Why do I mention that patience? It also relates to basketball, to a brilliant guy down in Durham, N.C. If Duke athletic director Tom Butters took the advice of all those who wrote letters against Mike Krzyzewski in the early '80s, he would have been gone, baby!
Think about it -- in Krzyzewski's second and third years at Duke, he posted records of 10-17 and 11-17. Many an athletic director, especially at a prestigious school which had recently reached the Final Four (Duke made it under Bill Foster in 1978), might have pulled the trigger.
Not Tom Butters, who knew better. He understood Krzyzewski's sense of pride, his motivational ability, his teaching skills.

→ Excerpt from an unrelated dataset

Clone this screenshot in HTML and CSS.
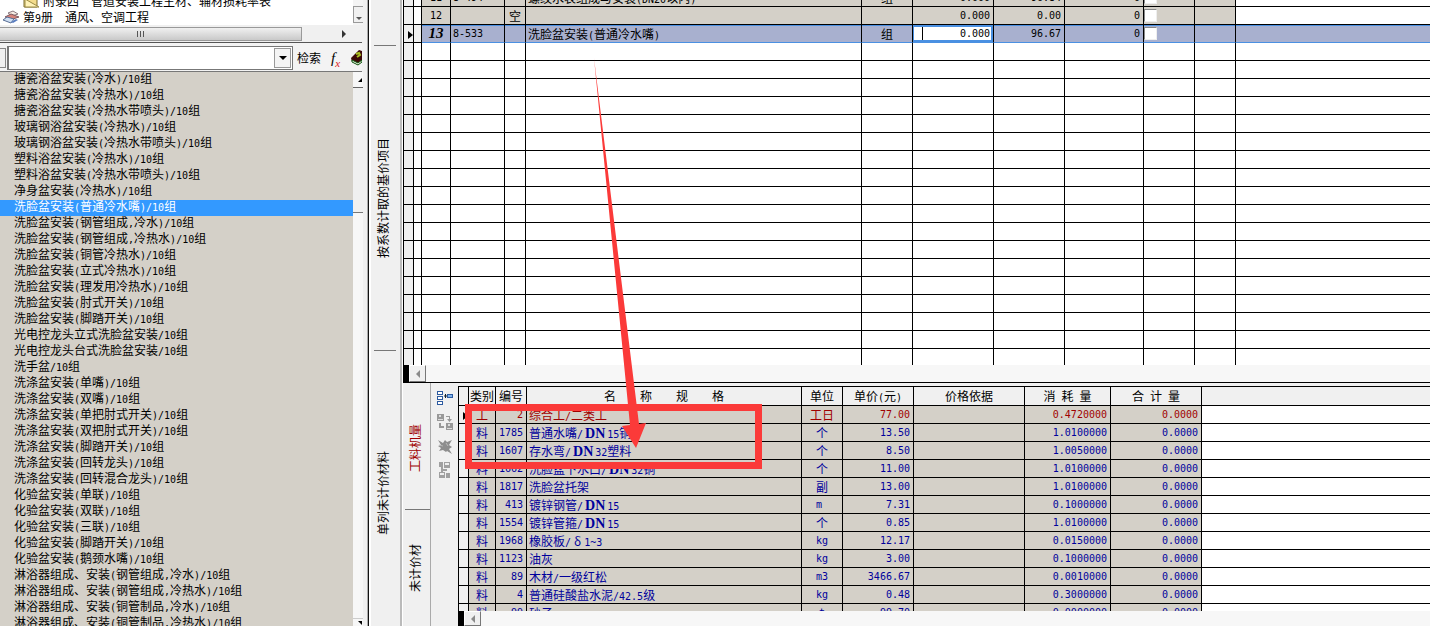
FILE: index.html
```
<!DOCTYPE html>
<html lang="zh-CN">
<head>
<meta charset="utf-8">
<title>安装工程定额</title>
<link rel="stylesheet" href="styles.css">
</head>
<body>
<div class="app">
  <aside class="side">
    <div class="tree">
      <ul class="tree-list">
        <li class="tree-child"><svg class="folder" viewBox="0 0 18 14"><path d="M2 2h6l2 2h5v9H2z" fill="#f3dc8c" stroke="#7a6a2a"/><path d="M3 5l14 8H3z" fill="#fff3b8" stroke="#9a8a45"/></svg><span>附录四　管道安装工程主材、辅材损耗率表</span></li>
        <li class="tree-book"><svg class="books" viewBox="0 0 18 14"><path d="M6 3l5-2 5 3-6 2z" fill="#f6ece4" stroke="#8a7a80"/><path d="M3 7l6-3 8 3-6 2z" fill="#d7837a" stroke="#7d5a60"/><path d="M1 10l4-3 7 2-3 4z" fill="#cfe0f4" stroke="#5a6f96"/><path d="M9 12l5-3 2 1-5 3z" fill="#5a7ec0"/></svg><span>第<span class="n">9</span>册　通风、空调工程</span></li>
      </ul>
      <div class="vbar"><button class="mini" aria-label="向下"><i class="down"></i></button></div>
    </div>
    <div class="hbar"><div class="thumb"><i></i><i></i><i></i></div><button class="flat" aria-label="向右"><i class="right"></i></button></div>
    <div class="search">
      <button class="stub" aria-label="类别"></button>
      <div class="combo"><input type="text" aria-label="检索内容"><button aria-label="展开"><i class="down"></i></button></div>
      <button class="find">检索</button>
      <button class="fx" aria-label="函数"><em>f</em><sub>x</sub></button>
      <button class="book" aria-label="定额书"><svg viewBox="0 0 11 16"><path d="M0 8L8 0l3 1v11l-4 3-6-3z" fill="#3c0808"/><path d="M1 10l6 3 4-3v2l-4 3-6-3z" fill="#e8f0e0" stroke="#145a14"/><path d="M5 4l3-1 1 2-3 2" stroke="#a8c020" fill="none" stroke-width="2"/></svg></button>
    </div>
    <div class="listbox">
      <ul class="items">
        <li>搪瓷浴盆安装<span class="n">(</span>冷水<span class="n">)/10</span>组</li>
        <li>搪瓷浴盆安装<span class="n">(</span>冷热水<span class="n">)/10</span>组</li>
        <li>搪瓷浴盆安装<span class="n">(</span>冷热水带喷头<span class="n">)/10</span>组</li>
        <li>玻璃钢浴盆安装<span class="n">(</span>冷热水<span class="n">)/10</span>组</li>
        <li>玻璃钢浴盆安装<span class="n">(</span>冷热水带喷头<span class="n">)/10</span>组</li>
        <li>塑料浴盆安装<span class="n">(</span>冷热水<span class="n">)/10</span>组</li>
        <li>塑料浴盆安装<span class="n">(</span>冷热水带喷头<span class="n">)/10</span>组</li>
        <li>净身盆安装<span class="n">(</span>冷热水<span class="n">)/10</span>组</li>
        <li class="sel">洗脸盆安装<span class="n">(</span>普通冷水嘴<span class="n">)/10</span>组</li>
        <li>洗脸盆安装<span class="n">(</span>钢管组成<span class="n">,</span>冷水<span class="n">)/10</span>组</li>
        <li>洗脸盆安装<span class="n">(</span>钢管组成<span class="n">,</span>冷热水<span class="n">)/10</span>组</li>
        <li>洗脸盆安装<span class="n">(</span>铜管冷热水<span class="n">)/10</span>组</li>
        <li>洗脸盆安装<span class="n">(</span>立式冷热水<span class="n">)/10</span>组</li>
        <li>洗脸盆安装<span class="n">(</span>理发用冷热水<span class="n">)/10</span>组</li>
        <li>洗脸盆安装<span class="n">(</span>肘式开关<span class="n">)/10</span>组</li>
        <li>洗脸盆安装<span class="n">(</span>脚踏开关<span class="n">)/10</span>组</li>
        <li>光电控龙头立式洗脸盆安装<span class="n">/10</span>组</li>
        <li>光电控龙头台式洗脸盆安装<span class="n">/10</span>组</li>
        <li>洗手盆<span class="n">/10</span>组</li>
        <li>洗涤盆安装<span class="n">(</span>单嘴<span class="n">)/10</span>组</li>
        <li>洗涤盆安装<span class="n">(</span>双嘴<span class="n">)/10</span>组</li>
        <li>洗涤盆安装<span class="n">(</span>单把肘式开关<span class="n">)/10</span>组</li>
        <li>洗涤盆安装<span class="n">(</span>双把肘式开关<span class="n">)/10</span>组</li>
        <li>洗涤盆安装<span class="n">(</span>脚踏开关<span class="n">)/10</span>组</li>
        <li>洗涤盆安装<span class="n">(</span>回转龙头<span class="n">)/10</span>组</li>
        <li>洗涤盆安装<span class="n">(</span>回转混合龙头<span class="n">)/10</span>组</li>
        <li>化验盆安装<span class="n">(</span>单联<span class="n">)/10</span>组</li>
        <li>化验盆安装<span class="n">(</span>双联<span class="n">)/10</span>组</li>
        <li>化验盆安装<span class="n">(</span>三联<span class="n">)/10</span>组</li>
        <li>化验盆安装<span class="n">(</span>脚踏开关<span class="n">)/10</span>组</li>
        <li>化验盆安装<span class="n">(</span>鹅颈水嘴<span class="n">)/10</span>组</li>
        <li>淋浴器组成、安装<span class="n">(</span>钢管组成<span class="n">,</span>冷水<span class="n">)/10</span>组</li>
        <li>淋浴器组成、安装<span class="n">(</span>钢管组成<span class="n">,</span>冷热水<span class="n">)/10</span>组</li>
        <li>淋浴器组成、安装<span class="n">(</span>铜管制品<span class="n">,</span>冷水<span class="n">)/10</span>组</li>
        <li>淋浴器组成、安装<span class="n">(</span>铜管制品<span class="n">,</span>冷热水<span class="n">)/10</span>组</li>
      </ul>
      <div class="vscroll"><button class="up" aria-label="向上"><i></i></button><div class="vthumb"></div><div class="track"></div><button class="dn" aria-label="向下"><i></i></button></div>
    </div>
  </aside>
  <div class="splitter"></div>
  <nav class="tabs outer">
    <button class="t0" aria-label="定额项目"></button>
    <button class="t1"><span>按系数计取的基价项目</span></button>
    <button class="t2"><span>单列未计价材料</span></button>
  </nav>
  <main class="main">
    <section class="upper">
      <div class="grid-wrap">
        <table class="grid top">
          <colgroup><col class="w10"><col class="w8"><col class="w29"><col class="w54"><col class="w21"><col class="w336"><col class="w51"><col class="w81"><col class="w71"><col class="w79"><col class="w51"><col class="w41"><col></colgroup>
          <tbody>
            <tr class="filled"><td></td><td></td><td class="num c">11</td><td class="num l">8-494</td><td></td><td>螺纹水表组成与安装<span class="n">(DN20</span>以内<span class="n">)</span></td><td class="c">组</td><td class="num">0.000</td><td class="num">96.84</td><td class="num">0</td><td class="chk"><input type="checkbox" aria-label="选择 11"></td><td></td><td></td></tr>
            <tr class="filled"><td></td><td></td><td class="num c">12</td><td></td><td class="c">空</td><td></td><td></td><td class="num">0.000</td><td class="num">0.00</td><td class="num">0</td><td class="chk"><input type="checkbox" aria-label="选择 12"></td><td></td><td></td></tr>
            <tr class="current"><td><i class="mark"></i></td><td></td><td class="c serial">13</td><td class="num l">8-533</td><td></td><td>洗脸盆安装<span class="n">(</span>普通冷水嘴<span class="n">)</span></td><td class="c">组</td><td class="edit"><div class="field"><i></i><input type="text" value="0.000" aria-label="工程量"></div></td><td class="num">96.67</td><td class="num">0</td><td class="chk"><input type="checkbox" aria-label="选择 13"></td><td></td><td></td></tr>
            <tr><td></td><td></td><td></td><td></td><td></td><td></td><td></td><td></td><td></td><td></td><td></td><td></td><td></td></tr>
            <tr><td></td><td></td><td></td><td></td><td></td><td></td><td></td><td></td><td></td><td></td><td></td><td></td><td></td></tr>
            <tr><td></td><td></td><td></td><td></td><td></td><td></td><td></td><td></td><td></td><td></td><td></td><td></td><td></td></tr>
            <tr><td></td><td></td><td></td><td></td><td></td><td></td><td></td><td></td><td></td><td></td><td></td><td></td><td></td></tr>
            <tr><td></td><td></td><td></td><td></td><td></td><td></td><td></td><td></td><td></td><td></td><td></td><td></td><td></td></tr>
            <tr><td></td><td></td><td></td><td></td><td></td><td></td><td></td><td></td><td></td><td></td><td></td><td></td><td></td></tr>
            <tr><td></td><td></td><td></td><td></td><td></td><td></td><td></td><td></td><td></td><td></td><td></td><td></td><td></td></tr>
            <tr><td></td><td></td><td></td><td></td><td></td><td></td><td></td><td></td><td></td><td></td><td></td><td></td><td></td></tr>
            <tr><td></td><td></td><td></td><td></td><td></td><td></td><td></td><td></td><td></td><td></td><td></td><td></td><td></td></tr>
            <tr><td></td><td></td><td></td><td></td><td></td><td></td><td></td><td></td><td></td><td></td><td></td><td></td><td></td></tr>
            <tr><td></td><td></td><td></td><td></td><td></td><td></td><td></td><td></td><td></td><td></td><td></td><td></td><td></td></tr>
            <tr><td></td><td></td><td></td><td></td><td></td><td></td><td></td><td></td><td></td><td></td><td></td><td></td><td></td></tr>
            <tr><td></td><td></td><td></td><td></td><td></td><td></td><td></td><td></td><td></td><td></td><td></td><td></td><td></td></tr>
            <tr><td></td><td></td><td></td><td></td><td></td><td></td><td></td><td></td><td></td><td></td><td></td><td></td><td></td></tr>
            <tr><td></td><td></td><td></td><td></td><td></td><td></td><td></td><td></td><td></td><td></td><td></td><td></td><td></td></tr>
            <tr><td></td><td></td><td></td><td></td><td></td><td></td><td></td><td></td><td></td><td></td><td></td><td></td><td></td></tr>
            <tr><td></td><td></td><td></td><td></td><td></td><td></td><td></td><td></td><td></td><td></td><td></td><td></td><td></td></tr>
            <tr><td></td><td></td><td></td><td></td><td></td><td></td><td></td><td></td><td></td><td></td><td></td><td></td><td></td></tr>
          </tbody>
        </table>
      </div>
      <div class="hscroll"><div class="block"></div><button aria-label="向左"><i class="left"></i></button></div>
    </section>
    <section class="lower">
      <nav class="tabs inner">
        <button class="on"><span>工料机量</span></button>
        <button class="off"><span>未计价材</span></button>
      </nav>
      <div class="tools">
        <button aria-label="插入"><svg viewBox="0 0 18 16"><g fill="#fff" stroke="#2c5aa0"><rect x="1.5" y="1.5" width="5" height="3"/><rect x="1.5" y="6.5" width="5" height="3"/><rect x="1.5" y="11.5" width="5" height="3"/><rect x="11.5" y="4.5" width="5" height="3" fill="#7fb2ea"/></g><path d="M8 6h3M9.5 4v4" stroke="#123"/></svg></button>
        <button aria-label="替换"><svg viewBox="0 0 18 16"><g fill="#999"><path d="M1 0h7v7H1zM10 9h7v7h-7z"/><path d="M10 2h4v3h2l-2.5 3L11 5h2V3h-3zM3 9h2v3h3v2H3z"/></g><g fill="#ddd"><path d="M3 1h2v2H3zM12 10h2v2h-2zM2 5h5v1H2zM11 14h5v1h-5z"/></g></svg></button>
        <button aria-label="删除"><svg viewBox="0 0 18 16"><path d="M2 2l5 3 2-3 2 2 5-2-3 5 3 2-3 2 3 5-5-3-1 1-3-2-4 1 2-3-3-2 3-1z" fill="#8e8e8e"/><path d="M3 7l4 1M10 5l2 3" stroke="#bbb"/></svg></button>
        <button aria-label="结构"><svg viewBox="0 0 18 16"><path d="M3 0h4v5H3zM8 0h6v6H8zM3 10h6v6H3zM10 11h4v5h-4zM5 5h2v5H5zM7 7h4v2H7z" fill="#a0a0a0"/><path d="M9 1h4v2H9zM4 11h4v2H4z" fill="#eee"/></svg></button>
      </div>
      <div class="detail">
        <div class="grid-wrap">
          <table class="grid bottom">
            <colgroup><col class="w10"><col class="w27"><col class="w31"><col class="w275"><col class="w41"><col class="w71"><col class="w111"><col class="w86"><col class="w91"><col></colgroup>
            <thead><tr><th></th><th>类别</th><th>编号</th><th>名　　称　　规　　格</th><th>单位</th><th>单价<span class="n">(</span>元<span class="n">)</span></th><th>价格依据</th><th>消<span class="n"> </span>耗<span class="n"> </span>量</th><th>合<span class="n"> </span>计<span class="n"> </span>量</th><th></th></tr></thead>
            <tbody>
              <tr class="labor"><td><i class="mark"></i></td><td class="c">工</td><td class="num">2</td><td>综合工<span class="n">/</span>二类工</td><td class="c">工日</td><td class="num">77.00</td><td></td><td class="num">0.4720000</td><td class="num">0.0000</td><td></td></tr>
              <tr><td></td><td class="c">料</td><td class="num">1785</td><td>普通水嘴<span class="n">/</span><b>DN</b><span class="n">15</span>铜</td><td class="c">个</td><td class="num">13.50</td><td></td><td class="num">1.0100000</td><td class="num">0.0000</td><td></td></tr>
              <tr><td></td><td class="c">料</td><td class="num">1607</td><td>存水弯<span class="n">/</span><b>DN</b><span class="n">32</span>塑料</td><td class="c">个</td><td class="num">8.50</td><td></td><td class="num">1.0050000</td><td class="num">0.0000</td><td></td></tr>
              <tr><td></td><td class="c">料</td><td class="num">1662</td><td>洗脸盆下水口<span class="n">/</span><b>DN</b><span class="n">32</span>铜</td><td class="c">个</td><td class="num">11.00</td><td></td><td class="num">1.0100000</td><td class="num">0.0000</td><td></td></tr>
              <tr><td></td><td class="c">料</td><td class="num">1817</td><td>洗脸盆托架</td><td class="c">副</td><td class="num">13.00</td><td></td><td class="num">1.0100000</td><td class="num">0.0000</td><td></td></tr>
              <tr><td></td><td class="c">料</td><td class="num">413</td><td>镀锌钢管<span class="n">/</span><b>DN</b><span class="n">15</span></td><td class="num c">m&nbsp;</td><td class="num">7.31</td><td></td><td class="num">0.1000000</td><td class="num">0.0000</td><td></td></tr>
              <tr><td></td><td class="c">料</td><td class="num">1554</td><td>镀锌管箍<span class="n">/</span><b>DN</b><span class="n">15</span></td><td class="c">个</td><td class="num">0.85</td><td></td><td class="num">1.0100000</td><td class="num">0.0000</td><td></td></tr>
              <tr><td></td><td class="c">料</td><td class="num">1968</td><td>橡胶板<span class="n">/</span><span class="delta">δ</span><span class="n">1~3</span></td><td class="num c">kg</td><td class="num">12.17</td><td></td><td class="num">0.0150000</td><td class="num">0.0000</td><td></td></tr>
              <tr><td></td><td class="c">料</td><td class="num">1123</td><td>油灰</td><td class="num c">kg</td><td class="num">3.00</td><td></td><td class="num">0.1000000</td><td class="num">0.0000</td><td></td></tr>
              <tr><td></td><td class="c">料</td><td class="num">89</td><td>木材<span class="n">/</span>一级红松</td><td class="num c">m3</td><td class="num">3466.67</td><td></td><td class="num">0.0010000</td><td class="num">0.0000</td><td></td></tr>
              <tr><td></td><td class="c">料</td><td class="num">4</td><td>普通硅酸盐水泥<span class="n">/42.5</span>级</td><td class="num c">kg</td><td class="num">0.48</td><td></td><td class="num">0.3000000</td><td class="num">0.0000</td><td></td></tr>
              <tr><td></td><td class="c">料</td><td class="num">99</td><td>砂子</td><td class="num c">t</td><td class="num">99.70</td><td></td><td class="num">0.0000000</td><td class="num">0.0000</td><td></td></tr>
            </tbody>
          </table>
        </div>
        <div class="hscroll"><div class="block"></div><button aria-label="向左"><i class="left"></i></button></div>
      </div>
    </section>
  </main>
  <svg class="note" viewBox="0 0 300 415" aria-hidden="true"><path d="M0 349h297v65H0zM7 356v51h283v-51z" fill="#fb3a39" fill-rule="evenodd"/><path d="M129 3L174 369l7-1-10 25-14-22 8-1z" fill="#fb3a39"/></svg>
</div>
</body>
</html>
```
FILE: styles.css
```
* { box-sizing: border-box; }

body {
  margin: 0;
  font: 12px/16px "Noto Sans CJK SC", sans-serif;
  color: #000;
  background: #f0f0f0;
}

button {
  margin: 0;
  padding: 0;
  border: 0;
  background: none;
  font: inherit;
  color: inherit;
}

ul { list-style: none; margin: 0; padding: 0; }

.n {
  font-family: "DejaVu Sans Mono", monospace;
  font-size: 10px;
  line-height: 0;
  white-space: pre;
}

.app {
  position: relative;
  display: grid;
  grid-template-columns: 363px 10px 30px 1fr;
  height: 100vh;
  overflow: hidden;
}

.side, .main, .detail { display: flex; flex-direction: column; min-width: 0; min-height: 0; }

/* catalogue tree */
.tree { display: flex; height: 25px; overflow: hidden; background: #fff; }
.tree-list { flex: 1; margin-top: -7px; white-space: nowrap; }
.tree-list li { display: flex; height: 16px; align-items: center; }
.tree-child { padding-left: 22px; gap: 3px; }
.tree-book { padding-left: 2px; gap: 3px; }
.folder, .books { width: 18px; height: 14px; }
.vbar { display: flex; align-items: flex-end; width: 10px; background: #f4f4f4; }
.mini { width: 10px; height: 17px; margin-bottom: 2px; border: 1px solid #999; border-right: 0; background: #f0f0f0; }

.down, .right, .left { display: inline-block; border: 4px solid transparent; }
.down { border-top-color: #000; border-bottom: 0; }
.mini .down { border-width: 3px 3px 0; border-top-color: #555; }
.right { border-left-color: #333; border-right: 0; }
.left { border-right-color: #8a8a8a; border-left: 0; }

.hbar { display: flex; align-items: center; height: 17px; background: #f0f0f0; }
.thumb {
  display: flex;
  justify-content: center;
  gap: 2px;
  width: 302px;
  height: 14px;
  padding: 3px 20px 0 0;
  border: 1px solid #999;
  border-left: 0;
  background: linear-gradient(#f0f0f0, #c9c9c9);
}
.thumb i { width: 1px; height: 6px; background: #555; }
.flat { display: flex; align-items: center; width: 16px; height: 14px; margin-left: 40px; }

.search {
  display: flex;
  align-items: center;
  height: 30px;
  margin-right: 1px;
  padding-top: 2px;
  border-top: 1px solid #555;
  border-bottom: 1px solid #777;
  background: #f3f3f3;
}
.stub { width: 6px; height: 20px; border: 1px solid #888; border-left: 0; background: #f0f0f0; }
.combo { display: flex; width: 286px; height: 24px; margin-left: 1px; border: 1px solid #777; border-left-width: 2px; background: #fff; }
.combo input { flex: 1; min-width: 0; border: 0; padding: 0 4px; background: none; font: inherit; }
.combo button { display: flex; align-items: center; justify-content: center; width: 17px; margin: 1px; border: 1px solid #999; background: #f4f4f4; }
.find { margin-left: 4px; }
.fx { margin-left: 10px; font: 15px/16px "Liberation Serif", serif; }
.fx sub { font-size: 11px; font-style: italic; line-height: 0; color: #d22; }
.book { display: flex; margin-left: auto; }
.book svg { width: 11px; height: 16px; }

/* item list */
.listbox { display: flex; flex: 1; min-height: 0; }
.items { flex: 1; background: #d4d0c8; white-space: nowrap; }
.items li { height: 16px; padding-left: 14px; line-height: 12px; }
.items .sel { background: #39f; color: #fff; }
.vscroll { display: flex; flex-direction: column; width: 10px; background: #f7f7f7; }
.vscroll button { display: flex; align-items: center; justify-content: flex-end; height: 16px; padding-right: 1px; }
.vscroll i { border: 0 solid transparent; }
.vscroll .up { border-bottom: 1px solid #666; }
.up i { border-width: 0 0 4px 4px; border-bottom-color: #000; }
.dn i { border-width: 4px 0 0 4px; border-top-color: #000; }
.vthumb { height: 125px; border-bottom: 1px solid #777; background: #f0f0f0; }
.track { flex: 1; }
.vscroll .dn { height: 8px; border-top: 1px solid #ccc; }

.splitter { margin-left: 4px; border-left: 1px solid #aaa; box-shadow: inset 1px 0 #111, inset 3px 0 #fff; }

/* vertical tabs */
.tabs { display: flex; flex-direction: column; background: #f0f0f0; }
.tabs button { display: flex; align-items: center; justify-content: center; border-bottom: 1px solid #777; min-height: 0; }
.tabs button:last-child { border-bottom: 0; }
.tabs span { writing-mode: vertical-rl; text-orientation: sideways; transform: rotate(180deg); white-space: nowrap; }
.outer { padding-right: 2px; border-right: 1px solid #fff; box-shadow: inset -2px 0 #bbb; }
.outer button { margin: 0 4px 0 1px; padding-right: 4px; }
.t0 { flex: 46 1 0; }
.t1 { flex: 309 1 0; }
.outer .t2 { flex: 271 1 0; padding-top: 8px; }
.inner { width: 28px; padding: 3px 0 0 2px; border-right: 1px solid #aaa; }
.inner button { padding-right: 6px; }
.on { flex: 123 1 0; color: #a00000; }
.off { flex: 117 1 0; }

/* grids */
.upper { display: flex; flex-direction: column; flex: 383 1 0; min-height: 0; border-bottom: 1px solid #000; }
.lower { display: flex; flex: 243 1 0; min-height: 0; }
.grid-wrap { flex: 1; min-height: 0; overflow: hidden; background: #fff; }
.grid { width: 100%; table-layout: fixed; border-collapse: separate; border-spacing: 0; border-left: 1px solid #000; }
.grid td, .grid th {
  height: 18px;
  padding: 0 3px 0 2px;
  border: 0 solid #000;
  border-width: 0 1px 1px 0;
  line-height: 17px;
  font-weight: 400;
  white-space: nowrap;
}
.grid td:first-child { padding: 0; background: #f0f0f0; }
.grid td:last-child, .grid th:last-child { border-right: 0; }
.grid .num { font-family: "DejaVu Sans Mono", monospace; font-size: 10px; text-align: right; }
.grid .c { text-align: center; padding: 0; }
.grid .l { text-align: left; }
.mark { display: block; width: 5px; margin: 2px 0 0 auto; border: 4px solid transparent; border-left: 5px solid #000; border-right: 0; }

.top { margin-top: -11px; }
.filled td { background: #d4d0c8; }
.grid .filled td:nth-child(2), .grid .filled td:last-child { background: #fff; }
.current td { background: #a8b0cf; border-bottom-color: #4a90e2; box-shadow: inset 0 1px #4a90e2; }
.grid .current td:nth-child(-n+2) { background: #f0f0f0; border-bottom-color: #000; box-shadow: none; }
.grid .serial { font: italic bold 15px/17px "Liberation Serif", serif; }
.grid .edit { padding: 0; }
.field { display: flex; align-items: center; height: 17px; border: 2px solid #4a90e2; border-left-width: 1px; background: #fff; }
.field i { width: 1px; height: 13px; margin-left: 8px; background: #000; }
.field input { flex: 1; min-width: 0; height: 13px; padding: 0 1px 0 0; border: 0; background: none; font: 10px "DejaVu Sans Mono", monospace; text-align: right; }
.grid .chk { padding: 0; }
.chk input { display: block; appearance: none; width: 13px; height: 13px; margin: 0; border: 1px solid #eee; border-top-color: #888; border-left-color: #888; background: #fff; }

.bottom th { height: 20px; padding: 0; border-top-width: 1px; background: #f0f0f0; line-height: 18px; }
.bottom td { background: #d4d0c8; color: #00009c; }
.bottom td:last-child { background: #fff; }
.bottom .labor td { color: #a00000; }
.bottom b { padding: 0 2px; font: bold 14px/0 "Liberation Serif", serif; }
.delta { padding: 0 3px; line-height: 0; }

.w8 { width: 8px; } .w10 { width: 10px; } .w21 { width: 21px; } .w27 { width: 27px; }
.w29 { width: 29px; } .w31 { width: 31px; } .w41 { width: 41px; } .w51 { width: 51px; }
.w54 { width: 54px; } .w71 { width: 71px; } .w79 { width: 79px; } .w81 { width: 81px; }
.w86 { width: 86px; } .w91 { width: 91px; } .w111 { width: 111px; } .w275 { width: 275px; } .w336 { width: 336px; }

.hscroll { display: flex; height: 17px; background: #f7f7f7; }
.hscroll .block { width: 6px; background: #000; }
.hscroll button { display: flex; align-items: center; justify-content: center; width: 17px; border: 1px solid #fff; border-right-color: #777; border-bottom-color: #777; background: #f0f0f0; }
.detail { flex: 1; padding-top: 3px; }
.detail .hscroll { height: 15px; }

.tools { display: flex; flex-direction: column; align-items: center; gap: 8px; width: 27px; padding-top: 7px; }
.tools button { display: flex; }
.tools svg { width: 18px; height: 16px; }

/* annotation over both grids */
.note { position: absolute; left: 465px; top: 55px; width: 300px; height: 415px; pointer-events: none; }
```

Butters knew it was just a matter of time before some outstanding kids would say "yes" to the Duke coaching staff. As they say, the rest is history.
Eight Final Fours, back-to-back national championships in 1991 and '92, more than 500 Ws at Duke and the court named in his honor. Coach K will likely finish his coaching career at Duke and he fits that puzzle so perfectly.
At Kentucky, last week there were fans writing and calling sportswriter Billy Reed, complaining about Tubby Smith. A few tough losses and people start screaming. Let me tell you, the Kentucky coach is one of the outstanding ones in America.
So what happens when everyone is down on the Wildcats? They come out and win big-time at Chapel Hill. There are too many people only interested in "what have you done for me lately?"
In this day and age, where there is so much visibility and exposure compared to 20 years ago, every move a coach makes on the higher level is critiqued. Every player's problems are scrutinized and evaluated and it always comes back to be blamed on the coach.
Today it is tougher than years ago. Administrations get loads of heat from alumni, from people up on top, all wanting instant success. People aren't willing to wait, and sometimes outstanding talents are let go before they have the chance to prove whether or not they can be winners.
Bob Davie and Coach K proved their administrators were right. The beneficiaries have been the Golden Dome football team and the Cameron Crazies down at Duke.
The word is patience and the trigger is often pulled a little too soon.